The Food Safety and Inspection Service (FSIS) of the United States Department of Agriculture (USDA) provides a test method for analyzing cyromazine and melamine in animal tissues. In 2007, the FDA began using a high performance liquid chromatography test to determine the melamine, ammeline, ammelide, and cyanuric acid contamination in food. Another procedure is based on surface-enhanced Raman spectroscopy (SERS).

Member states of the European Union are required under Commission Decision 2008/757/EC to ensure that all composite products containing at least 15% of milk product, originating from China, are systematically tested before import into the Community and that all such products which are shown to contain melamine in excess of 2.5 mg/kg are immediately destroyed.
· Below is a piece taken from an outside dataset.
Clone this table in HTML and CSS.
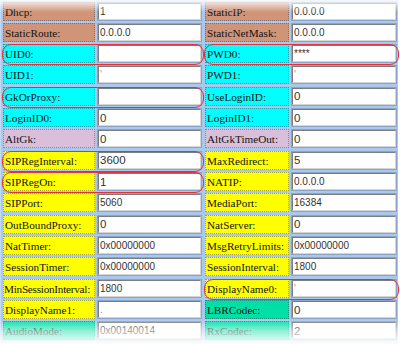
FILE: index.html
```html
<!DOCTYPE html>
<html>
<head>
<meta charset="utf-8">
<link rel="stylesheet" href="styles.css">
</head>
<body>
<div class="frame">
  <div class="sheet">
    <div class="field"><span class="lbl brown">Dhcp:</span><span class="val"><span class="box">1</span></span></div>
    <div class="field r"><span class="lbl brown">StaticIP:</span><span class="val"><span class="box">0.0.0.0</span></span></div>

    <div class="field"><span class="lbl brown">StaticRoute:</span><span class="val"><span class="box">0.0.0.0</span></span></div>
    <div class="field r"><span class="lbl brown">StaticNetMask:</span><span class="val"><span class="box">0.0.0.0</span></span></div>

    <div class="field hl"><span class="lbl cyan">UID0:</span><span class="val"><span class="box"></span></span></div>
    <div class="field r hl"><span class="lbl cyan">PWD0:</span><span class="val"><span class="box">****</span></span></div>

    <div class="field"><span class="lbl cyan">UID1:</span><span class="val"><span class="box tick">'</span></span></div>
    <div class="field r"><span class="lbl cyan">PWD1:</span><span class="val"><span class="box tick">'</span></span></div>

    <div class="field hl"><span class="lbl cyan">GkOrProxy:</span><span class="val"><span class="box"></span></span></div>
    <div class="field r"><span class="lbl cyan">UseLoginID:</span><span class="val"><span class="box big">0</span></span></div>

    <div class="field"><span class="lbl cyan">LoginID0:</span><span class="val"><span class="box big">0</span></span></div>
    <div class="field r"><span class="lbl cyan">LoginID1:</span><span class="val"><span class="box big">0</span></span></div>

    <div class="field"><span class="lbl lilac">AltGk:</span><span class="val"><span class="box big">0</span></span></div>
    <div class="field r"><span class="lbl lilac">AltGkTimeOut:</span><span class="val"><span class="box big">0</span></span></div>

    <div class="field hl"><span class="lbl yellow">SIPRegInterval:</span><span class="val"><span class="box big">3600</span></span></div>
    <div class="field r"><span class="lbl yellow">MaxRedirect:</span><span class="val"><span class="box big">5</span></span></div>

    <div class="field hl"><span class="lbl yellow">SIPRegOn:</span><span class="val"><span class="box big">1</span></span></div>
    <div class="field r"><span class="lbl yellow">NATIP:</span><span class="val"><span class="box">0.0.0.0</span></span></div>

    <div class="field"><span class="lbl yellow">SIPPort:</span><span class="val"><span class="box">5060</span></span></div>
    <div class="field r"><span class="lbl yellow">MediaPort:</span><span class="val"><span class="box">16384</span></span></div>

    <div class="field"><span class="lbl yellow">OutBoundProxy:</span><span class="val"><span class="box big">0</span></span></div>
    <div class="field r"><span class="lbl yellow">NatServer:</span><span class="val"><span class="box big">0</span></span></div>

    <div class="field"><span class="lbl yellow">NatTimer:</span><span class="val"><span class="box">0x00000000</span></span></div>
    <div class="field r"><span class="lbl yellow">MsgRetryLimits:</span><span class="val"><span class="box">0x00000000</span></span></div>

    <div class="field"><span class="lbl yellow">SessionTimer:</span><span class="val"><span class="box">0x00000000</span></span></div>
    <div class="field r"><span class="lbl yellow">SessionInterval:</span><span class="val"><span class="box">1800</span></span></div>

    <div class="field"><span class="lbl yellow tight">MinSessionInterval:</span><span class="val"><span class="box">1800</span></span></div>
    <div class="field r hl"><span class="lbl yellow">DisplayName0:</span><span class="val"><span class="box tick">'</span></span></div>

    <div class="field"><span class="lbl yellow">DisplayName1:</span><span class="val"><span class="box tick">.</span></span></div>
    <div class="field r"><span class="lbl teal">LBRCodec:</span><span class="val"><span class="box big">0</span></span></div>

    <div class="field"><span class="lbl teal">AudioMode:</span><span class="val"><span class="box">0x00140014</span></span></div>
    <div class="field r"><span class="lbl teal">RxCodec:</span><span class="val"><span class="box big">2</span></span></div>
  </div>
  <div class="fade-top"></div>
  <div class="fade-bottom"></div>
</div>
</body>
</html>
```

FILE: styles.css
```css
html, body {
  margin: 0;
  padding: 0;
  background: #ffffff;
}

.frame {
  position: relative;
  width: 400px;
  height: 345px;
  overflow: hidden;
}

.sheet {
  display: grid;
  grid-template-columns: 199px 192px;
  grid-auto-rows: 19px;
  column-gap: 3px;
  row-gap: 2.33px;
  padding: 1.5px 1px 4px 3px;
  width: max-content;
  background: #a9c8ee;
  box-shadow: inset 1px 0 0 #c4daf4;
}

.field {
  position: relative;
  display: flex;
  gap: 2px;
}

.lbl {
  box-sizing: border-box;
  width: 92px;
  flex: none;
  display: flex;
  align-items: center;
  padding-left: 1px;
  padding-top: 1px;
  font-family: "Liberation Serif", "Times New Roman", serif;
  font-size: 11.2px;
  color: #141414;
  white-space: nowrap;
  border: 1px dotted rgba(60, 60, 80, 0.45);
}

.lbl.tight {
  padding-left: 0;
  letter-spacing: -0.25px;
}

.field.r .lbl {
  width: 84px;
}

.val {
  box-sizing: border-box;
  flex: 1;
  display: flex;
  border: 1px solid #8aa3c6;
  background: #c9dcf3;
}

.box {
  box-sizing: border-box;
  flex: 1;
  display: flex;
  align-items: center;
  padding-left: 1px;
  background: #ffffff;
  border-top: 1px solid #7c7c7c;
  border-left: 1px solid #7c7c7c;
  border-right: 1px solid #d6d6d6;
  border-bottom: 1px solid #d6d6d6;
  font-family: "Liberation Sans", Arial, sans-serif;
  font-size: 10px;
  color: #333333;
  white-space: nowrap;
}

.box.big {
  font-size: 11.5px;
}

.box.tick {
  color: #999999;
  font-size: 10px;
}

.brown { background: #d09479; }
.cyan { background: #00ffff; }
.lilac { background: #d9bfd9; }
.yellow { background: #ffff00; }
.teal { background: #00dfa5; }

.field.hl::after {
  content: "";
  position: absolute;
  top: 0;
  bottom: -2px;
  left: -1.5px;
  right: -1.5px;
  border: 1.5px solid #e2323c;
  border-radius: 9px;
  pointer-events: none;
}

.fade-top {
  position: absolute;
  left: 0;
  right: 0;
  top: 0;
  height: 12px;
  background: linear-gradient(to bottom, rgba(255, 255, 255, 0.9), rgba(255, 255, 255, 0));
}

.fade-bottom {
  position: absolute;
  left: 0;
  right: 0;
  bottom: 0;
  height: 26px;
  background: linear-gradient(to bottom, rgba(255, 255, 255, 0) 0%, rgba(255, 255, 255, 0.55) 45%, #ffffff 100%);
}
```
Following the 2008 melamine milk scandal, China restructured its food safety system by implementing the Food Safety Law, introducing stricter dairy industry regulations, and establishing independent third-party inspections to strengthen oversight and restore public trust. The 2009 Food Safety Law also reorganized government oversight by placing food safety regulation under a uniform national framework that employs risk-based standards and adheres to international Codex Alimentarius Commission guidelines.

==Detection in biological specimens==
The presence of melamine in urine specimens from children who consumed adulterated milk products has been determined by liquid chromatography-mass spectrometry.

== Melamine on metal surfaces ==
It is reported that melamine molecules adsorbed on gold or silver surface tend to arrange into honeycomb or closed-packed structures. Such a self-assembly occurs due to the inter-molecular hydrogen bond interaction. This ordering was further investigated using classical Monte Carlo and DFT methods.